■ Problem ■
Find the lines holding "that" and copy them.

■ The records ■

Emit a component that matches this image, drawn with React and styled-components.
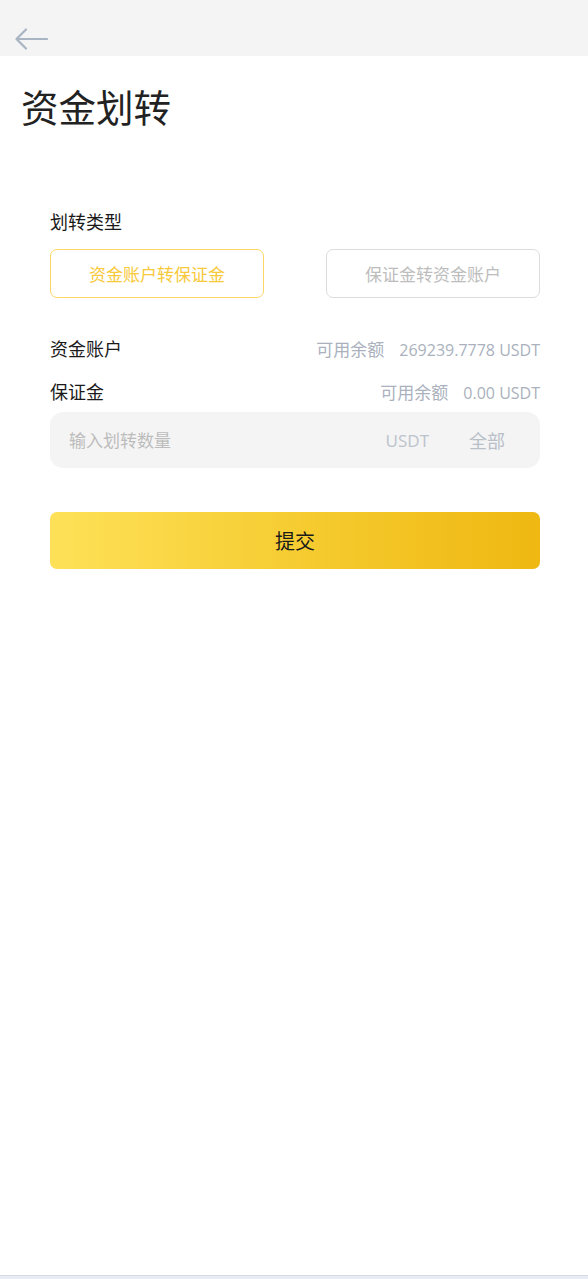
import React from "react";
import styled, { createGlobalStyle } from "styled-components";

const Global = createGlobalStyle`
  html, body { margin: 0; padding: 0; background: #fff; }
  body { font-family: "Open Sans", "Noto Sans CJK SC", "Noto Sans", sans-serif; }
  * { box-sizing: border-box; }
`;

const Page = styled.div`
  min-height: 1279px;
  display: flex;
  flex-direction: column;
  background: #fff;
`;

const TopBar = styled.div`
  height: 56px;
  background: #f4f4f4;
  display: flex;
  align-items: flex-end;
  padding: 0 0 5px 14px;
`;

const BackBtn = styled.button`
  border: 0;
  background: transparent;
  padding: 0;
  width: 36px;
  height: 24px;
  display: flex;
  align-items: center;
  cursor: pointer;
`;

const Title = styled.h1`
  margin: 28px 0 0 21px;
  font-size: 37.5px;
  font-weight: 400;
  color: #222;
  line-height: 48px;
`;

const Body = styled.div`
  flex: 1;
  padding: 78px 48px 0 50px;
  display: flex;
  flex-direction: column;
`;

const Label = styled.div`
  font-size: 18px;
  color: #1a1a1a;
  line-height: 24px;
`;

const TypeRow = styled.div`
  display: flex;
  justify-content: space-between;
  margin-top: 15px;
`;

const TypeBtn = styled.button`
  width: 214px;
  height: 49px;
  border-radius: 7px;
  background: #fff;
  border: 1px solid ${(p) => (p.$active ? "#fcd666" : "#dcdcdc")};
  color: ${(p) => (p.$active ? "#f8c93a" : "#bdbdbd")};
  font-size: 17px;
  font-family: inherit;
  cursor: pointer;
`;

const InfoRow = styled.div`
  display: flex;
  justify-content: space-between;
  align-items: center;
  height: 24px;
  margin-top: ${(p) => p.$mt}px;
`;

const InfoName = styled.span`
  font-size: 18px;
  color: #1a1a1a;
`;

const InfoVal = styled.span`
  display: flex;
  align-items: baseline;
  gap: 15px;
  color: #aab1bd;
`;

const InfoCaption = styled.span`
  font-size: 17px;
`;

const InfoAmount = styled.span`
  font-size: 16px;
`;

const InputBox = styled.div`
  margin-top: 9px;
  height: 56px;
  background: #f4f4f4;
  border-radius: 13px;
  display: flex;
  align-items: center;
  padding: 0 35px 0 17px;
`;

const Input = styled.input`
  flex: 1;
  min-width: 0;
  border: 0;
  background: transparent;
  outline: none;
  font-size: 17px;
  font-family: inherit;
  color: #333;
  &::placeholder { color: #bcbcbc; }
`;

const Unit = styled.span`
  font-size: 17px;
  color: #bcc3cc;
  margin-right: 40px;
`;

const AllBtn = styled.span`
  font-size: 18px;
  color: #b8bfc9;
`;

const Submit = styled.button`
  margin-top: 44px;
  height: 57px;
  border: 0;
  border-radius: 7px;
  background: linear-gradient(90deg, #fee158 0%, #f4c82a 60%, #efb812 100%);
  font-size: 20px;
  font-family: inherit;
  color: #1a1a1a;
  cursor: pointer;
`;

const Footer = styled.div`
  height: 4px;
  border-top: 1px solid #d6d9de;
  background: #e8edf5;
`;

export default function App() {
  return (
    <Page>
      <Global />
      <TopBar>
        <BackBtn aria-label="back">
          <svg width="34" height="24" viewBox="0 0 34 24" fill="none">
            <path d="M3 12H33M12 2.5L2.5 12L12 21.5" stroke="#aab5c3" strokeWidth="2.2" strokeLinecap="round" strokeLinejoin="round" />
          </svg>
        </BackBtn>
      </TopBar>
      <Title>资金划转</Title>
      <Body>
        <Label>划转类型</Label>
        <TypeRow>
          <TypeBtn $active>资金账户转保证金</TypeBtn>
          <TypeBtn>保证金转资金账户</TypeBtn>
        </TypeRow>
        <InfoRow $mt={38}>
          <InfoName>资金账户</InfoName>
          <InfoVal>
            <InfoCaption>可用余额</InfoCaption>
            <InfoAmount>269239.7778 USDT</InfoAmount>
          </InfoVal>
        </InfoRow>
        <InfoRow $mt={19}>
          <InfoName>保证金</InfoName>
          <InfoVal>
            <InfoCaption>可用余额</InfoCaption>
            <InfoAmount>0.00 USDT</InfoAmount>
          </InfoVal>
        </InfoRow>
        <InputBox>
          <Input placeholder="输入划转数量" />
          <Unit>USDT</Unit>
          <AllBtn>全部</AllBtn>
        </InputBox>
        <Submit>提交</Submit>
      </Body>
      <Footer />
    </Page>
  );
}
--
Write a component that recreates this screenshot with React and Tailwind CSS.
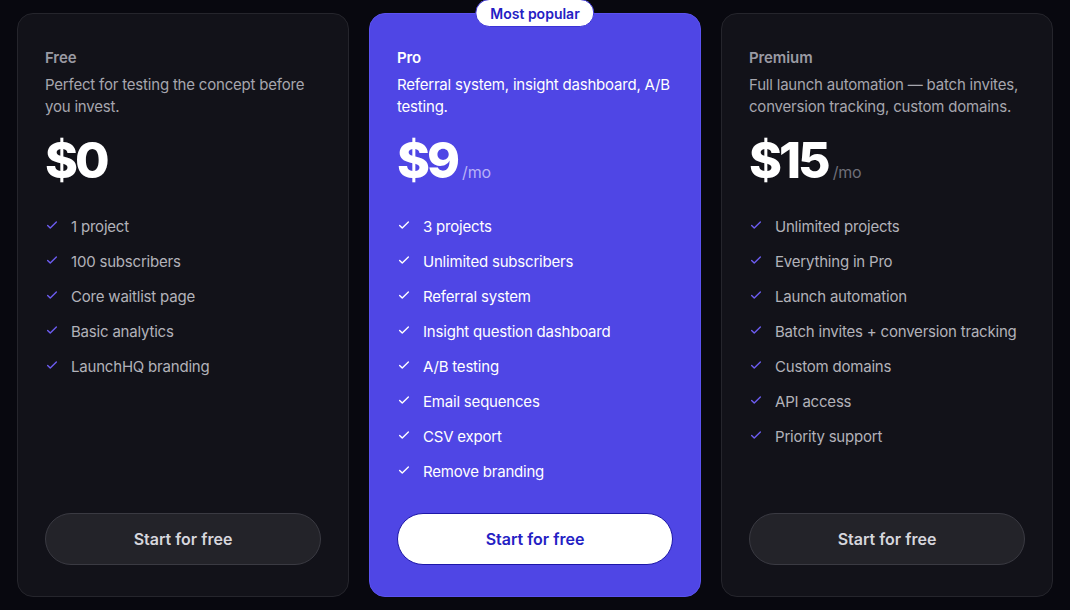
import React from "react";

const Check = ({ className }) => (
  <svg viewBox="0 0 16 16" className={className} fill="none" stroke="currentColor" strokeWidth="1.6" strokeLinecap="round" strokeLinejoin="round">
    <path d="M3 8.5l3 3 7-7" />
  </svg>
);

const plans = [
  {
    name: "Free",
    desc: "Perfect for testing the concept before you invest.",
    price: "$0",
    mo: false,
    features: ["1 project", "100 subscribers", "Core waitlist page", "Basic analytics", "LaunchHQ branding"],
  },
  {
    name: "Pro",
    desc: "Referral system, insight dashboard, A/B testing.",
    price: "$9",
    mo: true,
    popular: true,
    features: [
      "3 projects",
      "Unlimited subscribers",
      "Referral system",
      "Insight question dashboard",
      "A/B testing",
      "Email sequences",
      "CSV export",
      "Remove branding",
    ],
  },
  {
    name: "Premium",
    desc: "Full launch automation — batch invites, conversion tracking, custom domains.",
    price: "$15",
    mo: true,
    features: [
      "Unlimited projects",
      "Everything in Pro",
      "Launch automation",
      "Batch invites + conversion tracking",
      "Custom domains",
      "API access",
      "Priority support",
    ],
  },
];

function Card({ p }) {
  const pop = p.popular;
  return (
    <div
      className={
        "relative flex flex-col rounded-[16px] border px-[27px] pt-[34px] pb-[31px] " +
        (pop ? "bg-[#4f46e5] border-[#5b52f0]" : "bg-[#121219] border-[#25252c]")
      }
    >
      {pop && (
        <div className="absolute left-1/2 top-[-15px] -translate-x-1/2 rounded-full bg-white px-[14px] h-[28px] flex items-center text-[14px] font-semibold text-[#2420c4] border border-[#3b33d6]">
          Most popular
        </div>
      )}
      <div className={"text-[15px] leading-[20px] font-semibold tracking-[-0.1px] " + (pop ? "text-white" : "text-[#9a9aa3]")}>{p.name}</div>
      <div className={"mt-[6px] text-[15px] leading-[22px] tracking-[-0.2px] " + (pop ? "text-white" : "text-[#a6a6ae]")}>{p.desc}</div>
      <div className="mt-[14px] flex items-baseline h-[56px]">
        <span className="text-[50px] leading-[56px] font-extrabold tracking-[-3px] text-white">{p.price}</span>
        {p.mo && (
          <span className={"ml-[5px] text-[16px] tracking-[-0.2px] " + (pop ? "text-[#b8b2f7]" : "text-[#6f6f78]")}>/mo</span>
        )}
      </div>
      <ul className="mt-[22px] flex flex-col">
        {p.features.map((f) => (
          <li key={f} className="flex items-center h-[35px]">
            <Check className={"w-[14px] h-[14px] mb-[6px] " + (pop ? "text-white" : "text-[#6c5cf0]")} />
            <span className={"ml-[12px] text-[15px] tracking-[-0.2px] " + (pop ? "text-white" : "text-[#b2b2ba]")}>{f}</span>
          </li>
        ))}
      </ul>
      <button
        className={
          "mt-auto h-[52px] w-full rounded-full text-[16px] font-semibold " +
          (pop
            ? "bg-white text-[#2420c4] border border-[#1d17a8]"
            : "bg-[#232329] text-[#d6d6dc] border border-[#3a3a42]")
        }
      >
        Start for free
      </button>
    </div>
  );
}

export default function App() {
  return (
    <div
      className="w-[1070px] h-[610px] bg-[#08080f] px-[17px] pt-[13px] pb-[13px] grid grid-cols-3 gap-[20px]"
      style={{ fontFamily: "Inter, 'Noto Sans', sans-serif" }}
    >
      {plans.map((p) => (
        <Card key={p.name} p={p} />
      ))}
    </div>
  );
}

■ Answer to the task ■
Emit a component that matches this image, drawn with React and styled-components.
Write a component that recreates this screenshot with React and Tailwind CSS.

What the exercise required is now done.